Un directeur de collectivité n’est rien sans son élu, et vice versa, mais les premiers ont souvent les mains liés, dépendant de la politique mise en place, les élections des Interco du sud et du nord en ont été l’illustration. Le président de la Chambre régionale des Comptes se dit tout à fait décidé à répondre à une invitation lors d’une réunion de l’AMM. « Et nous pourrons ensuite déduire des recommandations des formations spécifiques », enchaîne Alain Le Garnec.
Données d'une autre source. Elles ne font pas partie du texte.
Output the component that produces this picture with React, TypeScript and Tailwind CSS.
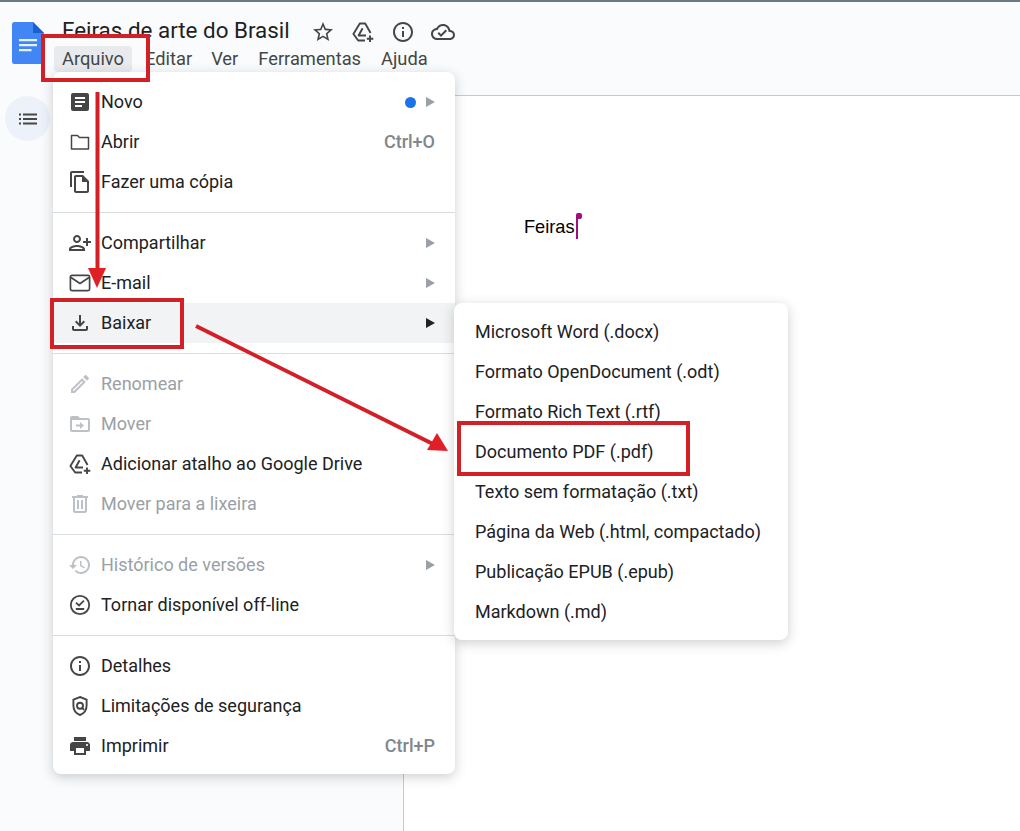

Hafidhou Abidi Madi, DGS de Ouangani, et 1er adjoint de Boueni, se dit satisfait de la rencontre : « Ils ont pris acte des problèmes des cadres, et des difficultés de gestion des collectivités. Car n’oublions pas que notre PIB Mahorais est le plus bas », rappelle-t-il. Le conseil départemental peine à faire reconnaître par l’Etat sa compétence régionale, et en obtenir les compensations, et les communes ne bénéficieront du produit intégral de l’octroi de mer que dans 3 ans… Mais pour le président de la CRC, les bons comptes font les bons amis, et il vaut mieux travailler à une gestion saine avant que n’arrivent des recettes supplémentaires.
Une rencontre qui va faciliter le contact, « Il fallait démystifier notre rôle. Nous entrons dans une collaboration intelligente. Nous sommes là pour aider les collectivités », rassure Christian Colin.